College deliberates budget cuts

The dismal state of the economy has moved the College's budgetary committee to discuss cost-cutting strategies with employees. Talks with faculty and staff began Thursday when Provost Barry Scherr and Adam Keller, executive vice president for finance and administration, hosted a meeting to inform College employees about the impact of the current financial crisis on Dartmouth. Between 180 and 200 faculty and staff members attended the forum.

No definitive decisions were made at the meeting about how to deal with the problems presented by the economic downturn, Keller said. The College hopes to send the message to faculty and staff that "we will be facing tough economic times, and we will look at all potential expenses to help us manage through these times," he added.

While the national economic downturn will affect the College's future operating budget, Keller maintains that Dartmouth is still "strong financially." The College's investments are in multiple asset classes, managed by a team of five professionals and monitored by an investment committee of the Board of Trustees to ensure that the investments are being maximized, he said.

"The market downturn is going to have a real impact on us -- we are very dependent on endowment for revenue. It is 36 percent of our revenue, more than a third," Keller said. "When the markets turn south and our investments don't increase at the rate we anticipated they would, we are going to have less revenue, and that is accentuated because we've been very aggressive about spending our endowment."

The College is spending its endowment at a high rate, Keller said, in order to invest in Dartmouth's current students, facilities, faculty and financial aid. He said he believes there will be sufficient funds to cover future students.

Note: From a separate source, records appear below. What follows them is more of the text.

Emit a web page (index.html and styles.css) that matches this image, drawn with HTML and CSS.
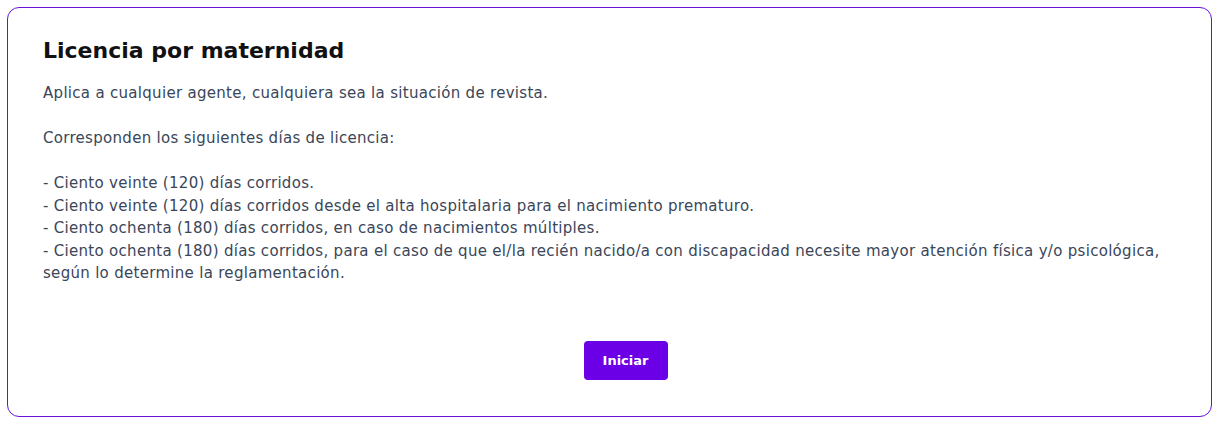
FILE: index.html
```html
<!DOCTYPE html>
<html lang="es">
<head>
  <meta charset="UTF-8">
  <meta name="viewport" content="width=device-width, initial-scale=1.0">
  <title>Licencia por maternidad</title>
  <link rel="stylesheet" href="styles.css">
</head>
<body>
  <main>
    <section class="license-card">
      <h1 class="license-title">Licencia por maternidad</h1>
      <!-- Description text keeps its original line breaks -->
      <p class="license-text">Aplica a cualquier agente, cualquiera sea la situación de revista.

Corresponden los siguientes días de licencia:

- Ciento veinte (120) días corridos.
- Ciento veinte (120) días corridos desde el alta hospitalaria para el nacimiento prematuro.
- Ciento ochenta (180) días corridos, en caso de nacimientos múltiples.
- Ciento ochenta (180) días corridos, para el caso de que el/la recién nacido/a con discapacidad necesite mayor atención física y/o psicológica, según lo determine la reglamentación.</p>

      <div class="button-container">
        <button class="start-button" type="button">Iniciar</button>
      </div>
    </section>
  </main>
</body>
</html>
```

FILE: styles.css
```css
/* General Styles */
body {
  font-family: "DejaVu Sans", Arial, sans-serif;
  margin: 0;
  padding: 7px;
  background-color: #ffffff;
  color: #3a4659;
}

.license-card {
  box-sizing: border-box;
  width: 1205px;
  height: 410px;
  border: 1px solid #6a0fdc;
  border-radius: 12px;
  padding: 28px 3px 0 35px;
}

.license-title {
  font-size: 22px;
  font-weight: 700;
  color: #111111;
  margin: 0 0 16px;
  line-height: 30px;
}

.license-text {
  font-size: 15px;
  letter-spacing: 0.3px;
  line-height: 22.5px;
  white-space: pre-line;
  margin: 0;
}

.button-container {
  display: flex;
  justify-content: center;
  margin-top: 56px;
}

.start-button {
  width: 84px;
  height: 39px;
  background-color: #6b00e6;
  color: #ffffff;
  border: none;
  border-radius: 4px;
  font-family: inherit;
  font-size: 13px;
  font-weight: 700;
  cursor: pointer;
}

.start-button:hover {
  background-color: #5600bb;
}
```
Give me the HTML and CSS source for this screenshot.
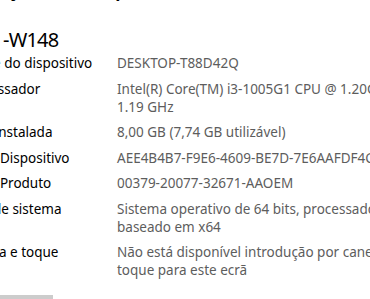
FILE: index.html
```html
<!DOCTYPE html>
<html lang="pt">
<head>
<meta charset="utf-8">
<title>Acerca de</title>
<link rel="stylesheet" href="styles.css">
</head>
<body>
<main class="about">
  <h2 class="section-title">Especificações do dispositivo</h2>
  <h3 class="model">-W148</h3>
  <dl class="specs">
    <div class="row"><dt>Nome do dispositivo</dt><dd>DESKTOP-T88D42Q</dd></div>
    <div class="row"><dt>Processador</dt><dd>Intel(R) Core(TM) i3-1005G1 CPU @ 1.20GHz   1.19 GHz</dd></div>
    <div class="row"><dt>RAM instalada</dt><dd>8,00 GB (7,74 GB utilizável)</dd></div>
    <div class="row"><dt>ID do Dispositivo</dt><dd>AEE4B4B7-F9E6-4609-BE7D-7E6AAFDF4C21</dd></div>
    <div class="row"><dt>ID do Produto</dt><dd>00379-20077-32671-AAOEM</dd></div>
    <div class="row"><dt>Tipo de sistema</dt><dd>Sistema operativo de 64 bits, processador baseado em x64</dd></div>
    <div class="row"><dt>Caneta e toque</dt><dd>Não está disponível introdução por caneta ou toque para este ecrã</dd></div>
  </dl>
  <button class="copy-btn" type="button">Copiar</button>
</main>
</body>
</html>
```
FILE: styles.css
```css
html, body {
  margin: 0;
  padding: 0;
  background: #ffffff;
  overflow: hidden;
  width: 370px;
  height: 299px;
}

body {
  font-family: "Noto Sans", "Open Sans", sans-serif;
  color: #000000;
}

.about {
  margin-left: -38px;
  width: 480px;
}

.section-title {
  font-size: 20px;
  font-weight: 600;
  line-height: 28px;
  margin: -25px 0 0 -50px;
  white-space: nowrap;
}

.model {
  font-size: 20px;
  font-weight: 400;
  letter-spacing: -0.8px;
  line-height: 28px;
  margin: 23px 0 0 41px;
  white-space: nowrap;
}

.specs {
  margin: 0;
  display: flex;
  flex-direction: column;
  gap: 7.5px;
  font-size: 13.5px;
  line-height: 18px;
}

.row {
  display: grid;
  grid-template-columns: 143px 300px;
  column-gap: 12px;
}

.row dt {
  margin: 0;
  color: #000000;
}

.row dd {
  margin: 0;
  color: #5d5d5d;
  white-space: pre-wrap;
}

.copy-btn {
  margin-top: 16px;
  width: 91px;
  height: 32px;
  border: none;
  background: #cccccc;
  font-family: inherit;
  font-size: 13.5px;
  color: #000000;
}
```
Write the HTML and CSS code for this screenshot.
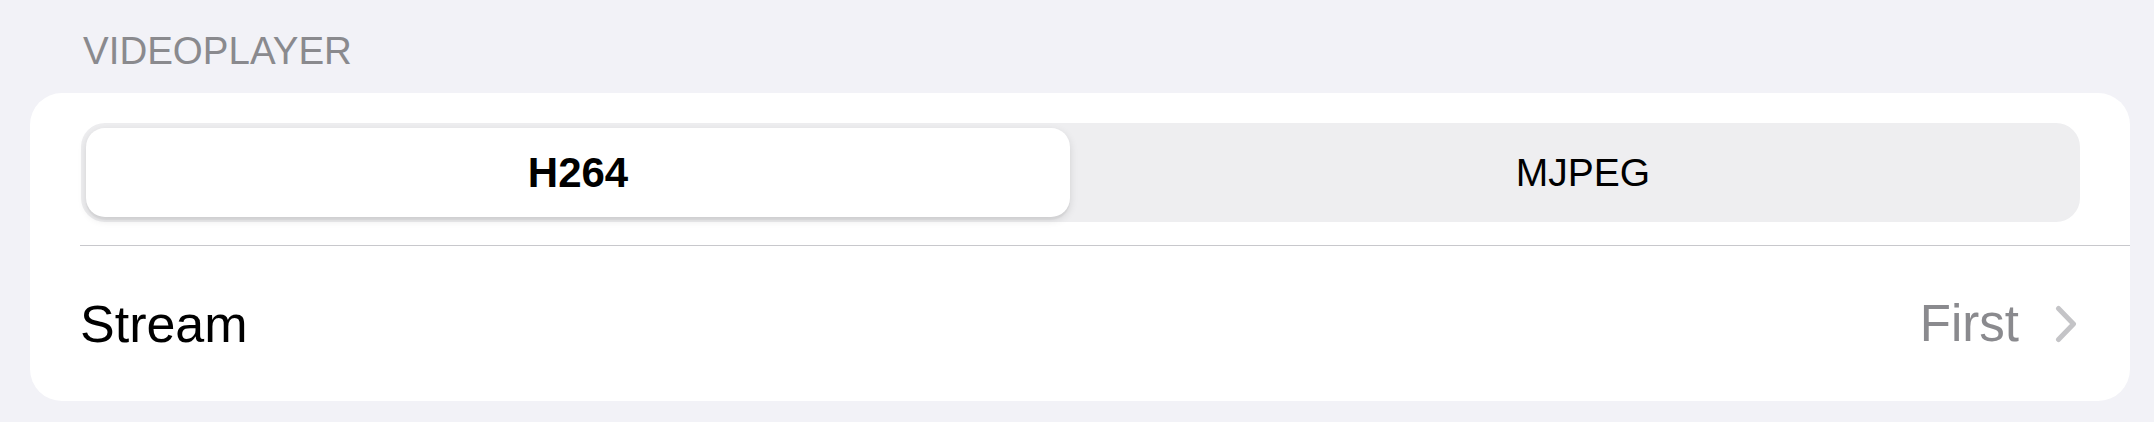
FILE: index.html
```html
<!DOCTYPE html>
<html lang="en">
<head>
  <meta charset="UTF-8" />
  <meta name="viewport" content="width=device-width, initial-scale=1.0" />
  <title>Videoplayer Settings</title>
  <link rel="stylesheet" href="styles.css">
</head>
<body>

<section class="group">
  <h2 class="group-title">VIDEOPLAYER</h2>

  <div class="card">
    <div class="segment-row">
      <div class="segmented">
        <button class="segment selected">H264</button>
        <button class="segment">MJPEG</button>
      </div>
    </div>

    <a href="#" class="row">
      <span class="row-label">Stream</span>
      <span class="row-value">First</span>
      <svg class="chevron" width="22" height="38" viewBox="0 0 22 38">
        <polyline points="3.5,3.5 18.5,19 3.5,34.5" />
      </svg>
    </a>
  </div>
</section>

</body>
</html>
```

FILE: styles.css
```css
body {
  font-family: 'Liberation Sans', Arial, sans-serif;
  background-color: #F2F2F7;
  color: #000000;
  margin: 0;
  padding: 0 24px 0 30px;
}
.group-title {
  margin: 0 0 24px 0;
  padding: 32px 0 0 53px;
  font-size: 38.5px;
  line-height: 37px;
  font-weight: 400;
  color: #8A8A8E;
}
.card {
  background-color: #FFFFFF;
  border-radius: 32px;
  overflow: hidden;
}
.segment-row {
  margin-left: 50px;
  padding: 30px 50px 23px 1px;
  border-bottom: 1px solid #C8C8CC;
}
.segmented {
  display: grid;
  grid-template-columns: 1fr 1fr;
  column-gap: 21px;
  height: 99px;
  box-sizing: border-box;
  padding: 5px;
  background-color: #EEEEF0;
  border-radius: 24px;
}
.segment {
  border: none;
  background: transparent;
  font-family: inherit;
  font-size: 39px;
  color: #000000;
  padding: 0;
  border-radius: 19px;
}
.segment.selected {
  background-color: #FFFFFF;
  font-weight: 700;
  font-size: 42px;
  box-shadow: 0 3px 8px rgba(0,0,0,0.12), 0 3px 1px rgba(0,0,0,0.04);
}
.row {
  display: flex;
  align-items: center;
  height: 155px;
  padding: 0 53px 0 50px;
  text-decoration: none;
  color: inherit;
  font-size: 52px;
}
.row-label {
  flex: 1;
}
.row-value {
  color: #8A8A8E;
  margin-right: 36px;
  font-size: 51px;
}
.chevron {
  display: block;
  fill: none;
  stroke: #C4C4C7;
  stroke-width: 5;
  stroke-linecap: round;
  stroke-linejoin: round;
}
```
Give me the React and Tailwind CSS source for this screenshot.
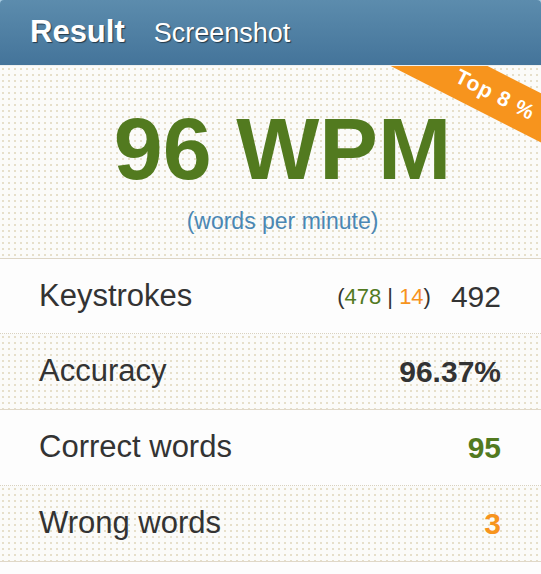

The College's current priorities are the "classroom experience" -- including small class sizes and the recruitment and retention of faculty -- financial aid and building projects, according to Keller. If the College cuts costs, these priorities will be the last to suffer, he said, although they will still be evaluated.

"We've added another priority, which is trying to look after staff and faculty who are working here on campus and protecting them as much as we can," Keller said. "We are looking to do that by trying to avoid any layoffs, so there are no plans right now for layoffs."

In an attempt to avoid layoffs, Dartmouth will closely evaluate the need to fill a vacancy if a staff member leaves the College, Keller said. He emphasized that this policy will not apply to faculty openings.

"We will also look at the kinds of administrative processes and services that we do and try to figure out ways we can do them more efficiently," Keller said. "We'll try to find out ways that we might be willing to lower service levels and try to think about things we've been doing for a long time that maybe we can stop doing."

The deans and vice presidents will be responsible for making the decisions about downsizing in their respective departments, Keller said.

"We are asking employees to get really actively involved in looking at how we can make things less costly and looking to the deans and to the vice presidents for leadership," he said.

The College will use cost-cutting ideas generated by the budget committee, the faculty committee on priorities and the student budget advisory committee, as well as open forums with employees, Keller added. Current discussions concern the budget for the 2009-2010 fiscal year, which begins on July 1.

"It is mostly for the next fiscal year," Keller said. "We have plenty of time, but we have to get working on this early enough so it doesn't become a crisis."

Although tuition hikes may seem like a viable way to generate revenue, Keller said the College will not introduce them at the expense of the financial aid program. The College's commitment to financial aid is "absolutely as strong as you can imagine," he added. Over the past 10 years, tuition has increased by approximately 50 percent, whereas financial aid has increased by 100 percent, according to Keller.

"Even in the worst of times, our commitment to financial aid remains strong ... so when we talk about tuition, we are very cautious of being able to provide the program that meets the full demonstrated needs of students," he said.

Each year, the College models potential financial outcomes for the upcoming year and for the next five years to better understand its immediate and extended needs, according to Keller. The process involves continually refining estimates and focusing on revenues and expenses to ensure a balanced operating budget, he added.

"What we are doing now is modeling different things," he said. "What if the endowment return is negative five percent this year, or what if it's negative 15 percent? We're trying to narrow the parameters of what could actually be, and we keep doing that throughout the year and try to be as prepared as we can for wherever we are."